** JOB **
Copy out the data below verbatim.

** SUPPLIED MATERIAL **
***
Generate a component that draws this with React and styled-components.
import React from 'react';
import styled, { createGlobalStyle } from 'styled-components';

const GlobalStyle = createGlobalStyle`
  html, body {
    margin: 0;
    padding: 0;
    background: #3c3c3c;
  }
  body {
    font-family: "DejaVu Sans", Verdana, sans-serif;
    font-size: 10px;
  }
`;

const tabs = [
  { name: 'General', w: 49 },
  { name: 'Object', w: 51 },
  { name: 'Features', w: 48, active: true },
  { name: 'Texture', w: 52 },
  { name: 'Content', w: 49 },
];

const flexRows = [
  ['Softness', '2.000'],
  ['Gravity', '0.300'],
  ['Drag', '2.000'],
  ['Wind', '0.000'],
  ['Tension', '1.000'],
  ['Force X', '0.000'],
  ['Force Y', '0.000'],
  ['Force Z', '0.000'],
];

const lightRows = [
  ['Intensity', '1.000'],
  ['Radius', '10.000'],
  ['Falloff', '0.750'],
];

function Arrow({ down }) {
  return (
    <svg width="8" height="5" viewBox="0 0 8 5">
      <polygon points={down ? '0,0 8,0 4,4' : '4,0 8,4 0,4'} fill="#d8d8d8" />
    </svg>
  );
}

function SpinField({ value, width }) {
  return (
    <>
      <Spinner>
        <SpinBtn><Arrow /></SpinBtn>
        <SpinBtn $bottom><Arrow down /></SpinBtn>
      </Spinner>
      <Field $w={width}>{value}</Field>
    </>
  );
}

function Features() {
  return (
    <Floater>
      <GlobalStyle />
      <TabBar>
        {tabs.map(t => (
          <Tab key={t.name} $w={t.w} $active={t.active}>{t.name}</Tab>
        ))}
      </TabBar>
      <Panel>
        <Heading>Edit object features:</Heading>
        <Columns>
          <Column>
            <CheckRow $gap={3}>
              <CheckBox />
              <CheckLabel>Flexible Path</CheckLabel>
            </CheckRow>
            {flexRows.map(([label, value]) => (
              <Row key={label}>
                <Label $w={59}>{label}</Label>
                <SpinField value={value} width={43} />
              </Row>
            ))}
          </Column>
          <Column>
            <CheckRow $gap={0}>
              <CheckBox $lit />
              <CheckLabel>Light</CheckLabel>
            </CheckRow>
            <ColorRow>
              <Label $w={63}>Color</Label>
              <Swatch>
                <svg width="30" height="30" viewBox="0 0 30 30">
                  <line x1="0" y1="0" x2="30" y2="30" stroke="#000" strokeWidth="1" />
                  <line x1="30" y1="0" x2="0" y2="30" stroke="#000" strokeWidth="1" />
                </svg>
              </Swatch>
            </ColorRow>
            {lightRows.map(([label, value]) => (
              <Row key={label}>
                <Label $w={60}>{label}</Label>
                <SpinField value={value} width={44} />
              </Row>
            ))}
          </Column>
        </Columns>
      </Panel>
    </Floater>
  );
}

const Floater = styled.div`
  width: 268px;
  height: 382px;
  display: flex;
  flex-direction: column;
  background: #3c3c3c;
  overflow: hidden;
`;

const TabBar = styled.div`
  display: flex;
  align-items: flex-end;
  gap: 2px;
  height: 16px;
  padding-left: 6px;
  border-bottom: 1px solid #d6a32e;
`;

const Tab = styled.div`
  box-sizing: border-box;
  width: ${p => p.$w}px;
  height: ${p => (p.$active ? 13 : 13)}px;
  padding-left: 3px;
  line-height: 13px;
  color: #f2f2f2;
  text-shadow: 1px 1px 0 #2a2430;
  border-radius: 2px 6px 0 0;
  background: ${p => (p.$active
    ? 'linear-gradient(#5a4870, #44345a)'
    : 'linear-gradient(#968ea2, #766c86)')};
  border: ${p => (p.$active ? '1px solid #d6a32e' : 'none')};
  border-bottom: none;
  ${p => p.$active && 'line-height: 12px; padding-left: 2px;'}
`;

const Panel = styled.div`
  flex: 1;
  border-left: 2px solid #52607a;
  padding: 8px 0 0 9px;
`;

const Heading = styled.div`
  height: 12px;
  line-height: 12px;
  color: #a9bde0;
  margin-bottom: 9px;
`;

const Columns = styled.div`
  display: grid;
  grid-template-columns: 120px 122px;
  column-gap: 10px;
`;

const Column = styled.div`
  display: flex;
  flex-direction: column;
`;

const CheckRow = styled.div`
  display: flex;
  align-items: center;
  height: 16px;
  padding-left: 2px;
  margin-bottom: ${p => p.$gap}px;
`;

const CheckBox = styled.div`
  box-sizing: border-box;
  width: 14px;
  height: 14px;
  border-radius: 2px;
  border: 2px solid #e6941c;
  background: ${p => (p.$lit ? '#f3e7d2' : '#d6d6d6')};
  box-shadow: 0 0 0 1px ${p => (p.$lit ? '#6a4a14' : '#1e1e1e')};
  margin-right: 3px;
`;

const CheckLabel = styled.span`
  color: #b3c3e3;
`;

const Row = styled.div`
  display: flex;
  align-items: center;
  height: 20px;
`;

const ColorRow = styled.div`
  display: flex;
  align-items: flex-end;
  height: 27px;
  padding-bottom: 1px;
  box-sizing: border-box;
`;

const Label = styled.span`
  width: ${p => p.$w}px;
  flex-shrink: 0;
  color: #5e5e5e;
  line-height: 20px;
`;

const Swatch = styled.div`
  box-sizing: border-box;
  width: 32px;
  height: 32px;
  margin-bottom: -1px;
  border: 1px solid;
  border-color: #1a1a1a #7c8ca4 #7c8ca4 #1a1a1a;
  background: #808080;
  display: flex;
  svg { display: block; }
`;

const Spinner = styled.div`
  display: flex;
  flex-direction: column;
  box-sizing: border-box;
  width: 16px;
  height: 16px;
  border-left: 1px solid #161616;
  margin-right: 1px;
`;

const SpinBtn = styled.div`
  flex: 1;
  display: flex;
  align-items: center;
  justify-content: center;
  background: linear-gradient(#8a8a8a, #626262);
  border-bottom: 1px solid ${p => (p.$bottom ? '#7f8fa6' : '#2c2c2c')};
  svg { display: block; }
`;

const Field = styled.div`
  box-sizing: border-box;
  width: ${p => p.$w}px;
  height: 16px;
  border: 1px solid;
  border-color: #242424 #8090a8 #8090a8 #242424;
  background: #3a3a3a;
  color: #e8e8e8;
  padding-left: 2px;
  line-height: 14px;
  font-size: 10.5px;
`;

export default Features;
***
** OUTPUT **
Generate a component that draws this with React and styled-components.
import React from 'react';
import styled, { createGlobalStyle } from 'styled-components';

const GlobalStyle = createGlobalStyle`
  html, body {
    margin: 0;
    padding: 0;
    background: #3c3c3c;
  }
  body {
    font-family: "DejaVu Sans", Verdana, sans-serif;
    font-size: 10px;
  }
`;

const tabs = [
  { name: 'General', w: 49 },
  { name: 'Object', w: 51 },
  { name: 'Features', w: 48, active: true },
  { name: 'Texture', w: 52 },
  { name: 'Content', w: 49 },
];

const flexRows = [
  ['Softness', '2.000'],
  ['Gravity', '0.300'],
  ['Drag', '2.000'],
  ['Wind', '0.000'],
  ['Tension', '1.000'],
  ['Force X', '0.000'],
  ['Force Y', '0.000'],
  ['Force Z', '0.000'],
];

const lightRows = [
  ['Intensity', '1.000'],
  ['Radius', '10.000'],
  ['Falloff', '0.750'],
];

function Arrow({ down }) {
  return (
    <svg width="8" height="5" viewBox="0 0 8 5">
      <polygon points={down ? '0,0 8,0 4,4' : '4,0 8,4 0,4'} fill="#d8d8d8" />
    </svg>
  );
}

function SpinField({ value, width }) {
  return (
    <>
      <Spinner>
        <SpinBtn><Arrow /></SpinBtn>
        <SpinBtn $bottom><Arrow down /></SpinBtn>
      </Spinner>
      <Field $w={width}>{value}</Field>
    </>
  );
}

function Features() {
  return (
    <Floater>
      <GlobalStyle />
      <TabBar>
        {tabs.map(t => (
          <Tab key={t.name} $w={t.w} $active={t.active}>{t.name}</Tab>
        ))}
      </TabBar>
      <Panel>
        <Heading>Edit object features:</Heading>
        <Columns>
          <Column>
            <CheckRow $gap={3}>
              <CheckBox />
              <CheckLabel>Flexible Path</CheckLabel>
            </CheckRow>
            {flexRows.map(([label, value]) => (
              <Row key={label}>
                <Label $w={59}>{label}</Label>
                <SpinField value={value} width={43} />
              </Row>
            ))}
          </Column>
          <Column>
            <CheckRow $gap={0}>
              <CheckBox $lit />
              <CheckLabel>Light</CheckLabel>
            </CheckRow>
            <ColorRow>
              <Label $w={63}>Color</Label>
              <Swatch>
                <svg width="30" height="30" viewBox="0 0 30 30">
                  <line x1="0" y1="0" x2="30" y2="30" stroke="#000" strokeWidth="1" />
                  <line x1="30" y1="0" x2="0" y2="30" stroke="#000" strokeWidth="1" />
                </svg>
              </Swatch>
            </ColorRow>
            {lightRows.map(([label, value]) => (
              <Row key={label}>
                <Label $w={60}>{label}</Label>
                <SpinField value={value} width={44} />
              </Row>
            ))}
          </Column>
        </Columns>
      </Panel>
    </Floater>
  );
}

const Floater = styled.div`
  width: 268px;
  height: 382px;
  display: flex;
  flex-direction: column;
  background: #3c3c3c;
  overflow: hidden;
`;

const TabBar = styled.div`
  display: flex;
  align-items: flex-end;
  gap: 2px;
  height: 16px;
  padding-left: 6px;
  border-bottom: 1px solid #d6a32e;
`;

const Tab = styled.div`
  box-sizing: border-box;
  width: ${p => p.$w}px;
  height: ${p => (p.$active ? 13 : 13)}px;
  padding-left: 3px;
  line-height: 13px;
  color: #f2f2f2;
  text-shadow: 1px 1px 0 #2a2430;
  border-radius: 2px 6px 0 0;
  background: ${p => (p.$active
    ? 'linear-gradient(#5a4870, #44345a)'
    : 'linear-gradient(#968ea2, #766c86)')};
  border: ${p => (p.$active ? '1px solid #d6a32e' : 'none')};
  border-bottom: none;
  ${p => p.$active && 'line-height: 12px; padding-left: 2px;'}
`;

const Panel = styled.div`
  flex: 1;
  border-left: 2px solid #52607a;
  padding: 8px 0 0 9px;
`;

const Heading = styled.div`
  height: 12px;
  line-height: 12px;
  color: #a9bde0;
  margin-bottom: 9px;
`;

const Columns = styled.div`
  display: grid;
  grid-template-columns: 120px 122px;
  column-gap: 10px;
`;

const Column = styled.div`
  display: flex;
  flex-direction: column;
`;

const CheckRow = styled.div`
  display: flex;
  align-items: center;
  height: 16px;
  padding-left: 2px;
  margin-bottom: ${p => p.$gap}px;
`;

const CheckBox = styled.div`
  box-sizing: border-box;
  width: 14px;
  height: 14px;
  border-radius: 2px;
  border: 2px solid #e6941c;
  background: ${p => (p.$lit ? '#f3e7d2' : '#d6d6d6')};
  box-shadow: 0 0 0 1px ${p => (p.$lit ? '#6a4a14' : '#1e1e1e')};
  margin-right: 3px;
`;

const CheckLabel = styled.span`
  color: #b3c3e3;
`;

const Row = styled.div`
  display: flex;
  align-items: center;
  height: 20px;
`;

const ColorRow = styled.div`
  display: flex;
  align-items: flex-end;
  height: 27px;
  padding-bottom: 1px;
  box-sizing: border-box;
`;

const Label = styled.span`
  width: ${p => p.$w}px;
  flex-shrink: 0;
  color: #5e5e5e;
  line-height: 20px;
`;

const Swatch = styled.div`
  box-sizing: border-box;
  width: 32px;
  height: 32px;
  margin-bottom: -1px;
  border: 1px solid;
  border-color: #1a1a1a #7c8ca4 #7c8ca4 #1a1a1a;
  background: #808080;
  display: flex;
  svg { display: block; }
`;

const Spinner = styled.div`
  display: flex;
  flex-direction: column;
  box-sizing: border-box;
  width: 16px;
  height: 16px;
  border-left: 1px solid #161616;
  margin-right: 1px;
`;

const SpinBtn = styled.div`
  flex: 1;
  display: flex;
  align-items: center;
  justify-content: center;
  background: linear-gradient(#8a8a8a, #626262);
  border-bottom: 1px solid ${p => (p.$bottom ? '#7f8fa6' : '#2c2c2c')};
  svg { display: block; }
`;

const Field = styled.div`
  box-sizing: border-box;
  width: ${p => p.$w}px;
  height: 16px;
  border: 1px solid;
  border-color: #242424 #8090a8 #8090a8 #242424;
  background: #3a3a3a;
  color: #e8e8e8;
  padding-left: 2px;
  line-height: 14px;
  font-size: 10.5px;
`;

export default Features;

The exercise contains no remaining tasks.